Written request: Leaving out the pictures, transcribe all of the records faithfully.

— start of Given data —

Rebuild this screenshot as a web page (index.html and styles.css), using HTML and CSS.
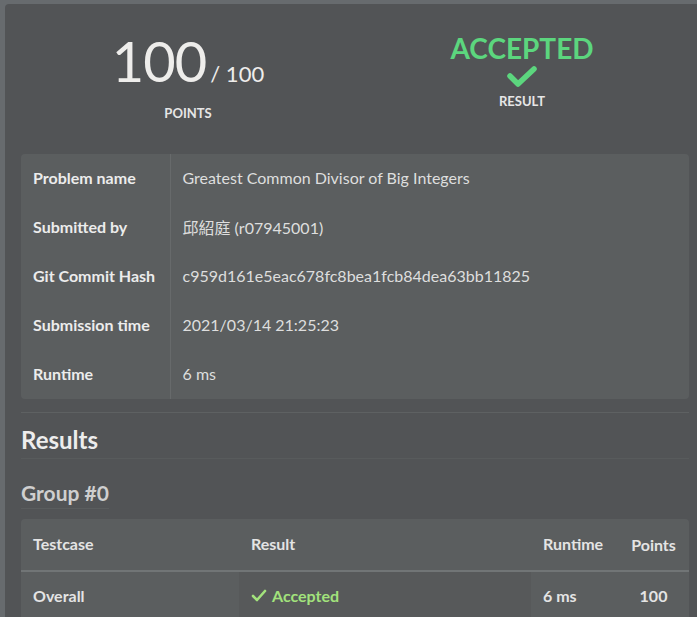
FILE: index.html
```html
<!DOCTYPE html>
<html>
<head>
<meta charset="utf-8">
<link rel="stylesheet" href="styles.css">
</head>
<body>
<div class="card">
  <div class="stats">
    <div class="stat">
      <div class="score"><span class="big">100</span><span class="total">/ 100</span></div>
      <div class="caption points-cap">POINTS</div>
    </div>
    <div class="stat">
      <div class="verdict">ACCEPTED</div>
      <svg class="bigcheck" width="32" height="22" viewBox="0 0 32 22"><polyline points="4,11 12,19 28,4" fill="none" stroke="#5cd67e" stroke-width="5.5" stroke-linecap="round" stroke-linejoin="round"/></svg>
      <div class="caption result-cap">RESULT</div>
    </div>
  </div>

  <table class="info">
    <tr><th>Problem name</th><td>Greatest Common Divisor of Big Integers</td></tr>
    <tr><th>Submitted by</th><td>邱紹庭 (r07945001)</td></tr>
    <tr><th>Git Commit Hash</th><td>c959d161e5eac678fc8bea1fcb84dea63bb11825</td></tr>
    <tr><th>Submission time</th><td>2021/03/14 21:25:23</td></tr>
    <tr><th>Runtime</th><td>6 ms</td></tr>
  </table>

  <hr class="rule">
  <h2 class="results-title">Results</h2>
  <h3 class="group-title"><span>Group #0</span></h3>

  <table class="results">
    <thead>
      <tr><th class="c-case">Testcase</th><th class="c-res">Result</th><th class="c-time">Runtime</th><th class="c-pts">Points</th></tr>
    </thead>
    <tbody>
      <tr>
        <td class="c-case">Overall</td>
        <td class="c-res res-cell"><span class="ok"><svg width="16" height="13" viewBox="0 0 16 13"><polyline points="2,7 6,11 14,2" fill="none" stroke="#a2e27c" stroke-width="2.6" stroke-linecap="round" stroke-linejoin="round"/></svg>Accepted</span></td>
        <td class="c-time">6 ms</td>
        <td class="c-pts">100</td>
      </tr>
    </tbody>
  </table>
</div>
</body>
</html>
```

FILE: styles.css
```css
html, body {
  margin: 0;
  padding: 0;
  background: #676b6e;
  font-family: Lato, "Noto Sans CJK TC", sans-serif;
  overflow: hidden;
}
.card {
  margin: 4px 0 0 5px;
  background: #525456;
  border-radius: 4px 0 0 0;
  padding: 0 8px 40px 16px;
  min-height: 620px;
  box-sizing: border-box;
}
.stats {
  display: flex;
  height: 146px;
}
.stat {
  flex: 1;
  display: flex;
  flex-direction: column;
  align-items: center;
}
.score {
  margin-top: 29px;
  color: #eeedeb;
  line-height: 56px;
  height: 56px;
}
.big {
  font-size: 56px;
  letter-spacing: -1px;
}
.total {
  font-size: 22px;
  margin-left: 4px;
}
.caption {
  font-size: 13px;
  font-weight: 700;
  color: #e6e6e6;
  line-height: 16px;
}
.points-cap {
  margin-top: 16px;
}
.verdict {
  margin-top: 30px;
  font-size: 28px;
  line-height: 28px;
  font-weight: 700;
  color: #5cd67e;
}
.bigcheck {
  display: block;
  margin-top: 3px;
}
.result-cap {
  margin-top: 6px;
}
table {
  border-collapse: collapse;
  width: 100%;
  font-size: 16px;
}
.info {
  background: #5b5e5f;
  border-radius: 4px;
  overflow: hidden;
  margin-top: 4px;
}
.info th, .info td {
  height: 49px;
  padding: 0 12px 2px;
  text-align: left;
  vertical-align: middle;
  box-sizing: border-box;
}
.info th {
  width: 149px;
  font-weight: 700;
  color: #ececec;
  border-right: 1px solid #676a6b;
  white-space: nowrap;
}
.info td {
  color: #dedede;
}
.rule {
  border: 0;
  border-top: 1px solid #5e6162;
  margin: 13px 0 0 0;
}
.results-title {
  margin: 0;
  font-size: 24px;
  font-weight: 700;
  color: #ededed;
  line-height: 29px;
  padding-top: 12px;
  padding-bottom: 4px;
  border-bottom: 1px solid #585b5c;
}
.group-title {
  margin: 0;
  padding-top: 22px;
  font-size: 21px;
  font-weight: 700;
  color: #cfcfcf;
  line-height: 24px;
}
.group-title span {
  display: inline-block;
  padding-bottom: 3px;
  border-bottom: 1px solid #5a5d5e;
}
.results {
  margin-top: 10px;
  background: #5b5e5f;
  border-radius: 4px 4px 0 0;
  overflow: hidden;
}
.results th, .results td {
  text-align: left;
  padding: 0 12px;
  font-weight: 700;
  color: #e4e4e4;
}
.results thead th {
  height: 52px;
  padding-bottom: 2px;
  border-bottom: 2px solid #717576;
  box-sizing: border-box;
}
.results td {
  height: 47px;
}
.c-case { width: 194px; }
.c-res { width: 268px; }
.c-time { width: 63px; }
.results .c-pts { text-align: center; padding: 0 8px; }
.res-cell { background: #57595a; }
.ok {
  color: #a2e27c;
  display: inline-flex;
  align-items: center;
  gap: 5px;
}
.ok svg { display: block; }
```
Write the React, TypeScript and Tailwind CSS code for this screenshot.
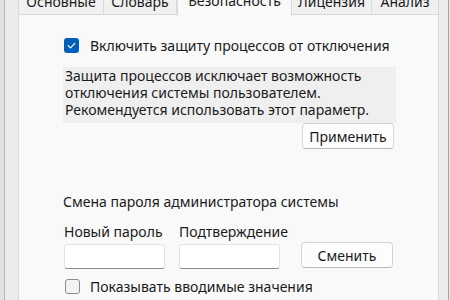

— end of Given data —

Answer to this task:
Rebuild this screenshot as a web page (index.html and styles.css), using HTML and CSS.
FILE: index.html
```html
<!DOCTYPE html>
<html>
<head>
<meta charset="utf-8">
<link rel="stylesheet" href="styles.css">
</head>
<body>
<div class="card">
  <div class="stats">
    <div class="stat">
      <div class="score"><span class="big">100</span><span class="total">/ 100</span></div>
      <div class="caption points-cap">POINTS</div>
    </div>
    <div class="stat">
      <div class="verdict">ACCEPTED</div>
      <svg class="bigcheck" width="32" height="22" viewBox="0 0 32 22"><polyline points="4,11 12,19 28,4" fill="none" stroke="#5cd67e" stroke-width="5.5" stroke-linecap="round" stroke-linejoin="round"/></svg>
      <div class="caption result-cap">RESULT</div>
    </div>
  </div>

  <table class="info">
    <tr><th>Problem name</th><td>Greatest Common Divisor of Big Integers</td></tr>
    <tr><th>Submitted by</th><td>邱紹庭 (r07945001)</td></tr>
    <tr><th>Git Commit Hash</th><td>c959d161e5eac678fc8bea1fcb84dea63bb11825</td></tr>
    <tr><th>Submission time</th><td>2021/03/14 21:25:23</td></tr>
    <tr><th>Runtime</th><td>6 ms</td></tr>
  </table>

  <hr class="rule">
  <h2 class="results-title">Results</h2>
  <h3 class="group-title"><span>Group #0</span></h3>

  <table class="results">
    <thead>
      <tr><th class="c-case">Testcase</th><th class="c-res">Result</th><th class="c-time">Runtime</th><th class="c-pts">Points</th></tr>
    </thead>
    <tbody>
      <tr>
        <td class="c-case">Overall</td>
        <td class="c-res res-cell"><span class="ok"><svg width="16" height="13" viewBox="0 0 16 13"><polyline points="2,7 6,11 14,2" fill="none" stroke="#a2e27c" stroke-width="2.6" stroke-linecap="round" stroke-linejoin="round"/></svg>Accepted</span></td>
        <td class="c-time">6 ms</td>
        <td class="c-pts">100</td>
      </tr>
    </tbody>
  </table>
</div>
</body>
</html>
```

FILE: styles.css
```css
html, body {
  margin: 0;
  padding: 0;
  background: #676b6e;
  font-family: Lato, "Noto Sans CJK TC", sans-serif;
  overflow: hidden;
}
.card {
  margin: 4px 0 0 5px;
  background: #525456;
  border-radius: 4px 0 0 0;
  padding: 0 8px 40px 16px;
  min-height: 620px;
  box-sizing: border-box;
}
.stats {
  display: flex;
  height: 146px;
}
.stat {
  flex: 1;
  display: flex;
  flex-direction: column;
  align-items: center;
}
.score {
  margin-top: 29px;
  color: #eeedeb;
  line-height: 56px;
  height: 56px;
}
.big {
  font-size: 56px;
  letter-spacing: -1px;
}
.total {
  font-size: 22px;
  margin-left: 4px;
}
.caption {
  font-size: 13px;
  font-weight: 700;
  color: #e6e6e6;
  line-height: 16px;
}
.points-cap {
  margin-top: 16px;
}
.verdict {
  margin-top: 30px;
  font-size: 28px;
  line-height: 28px;
  font-weight: 700;
  color: #5cd67e;
}
.bigcheck {
  display: block;
  margin-top: 3px;
}
.result-cap {
  margin-top: 6px;
}
table {
  border-collapse: collapse;
  width: 100%;
  font-size: 16px;
}
.info {
  background: #5b5e5f;
  border-radius: 4px;
  overflow: hidden;
  margin-top: 4px;
}
.info th, .info td {
  height: 49px;
  padding: 0 12px 2px;
  text-align: left;
  vertical-align: middle;
  box-sizing: border-box;
}
.info th {
  width: 149px;
  font-weight: 700;
  color: #ececec;
  border-right: 1px solid #676a6b;
  white-space: nowrap;
}
.info td {
  color: #dedede;
}
.rule {
  border: 0;
  border-top: 1px solid #5e6162;
  margin: 13px 0 0 0;
}
.results-title {
  margin: 0;
  font-size: 24px;
  font-weight: 700;
  color: #ededed;
  line-height: 29px;
  padding-top: 12px;
  padding-bottom: 4px;
  border-bottom: 1px solid #585b5c;
}
.group-title {
  margin: 0;
  padding-top: 22px;
  font-size: 21px;
  font-weight: 700;
  color: #cfcfcf;
  line-height: 24px;
}
.group-title span {
  display: inline-block;
  padding-bottom: 3px;
  border-bottom: 1px solid #5a5d5e;
}
.results {
  margin-top: 10px;
  background: #5b5e5f;
  border-radius: 4px 4px 0 0;
  overflow: hidden;
}
.results th, .results td {
  text-align: left;
  padding: 0 12px;
  font-weight: 700;
  color: #e4e4e4;
}
.results thead th {
  height: 52px;
  padding-bottom: 2px;
  border-bottom: 2px solid #717576;
  box-sizing: border-box;
}
.results td {
  height: 47px;
}
.c-case { width: 194px; }
.c-res { width: 268px; }
.c-time { width: 63px; }
.results .c-pts { text-align: center; padding: 0 8px; }
.res-cell { background: #57595a; }
.ok {
  color: #a2e27c;
  display: inline-flex;
  align-items: center;
  gap: 5px;
}
.ok svg { display: block; }
```
Write the React, TypeScript and Tailwind CSS code for this screenshot.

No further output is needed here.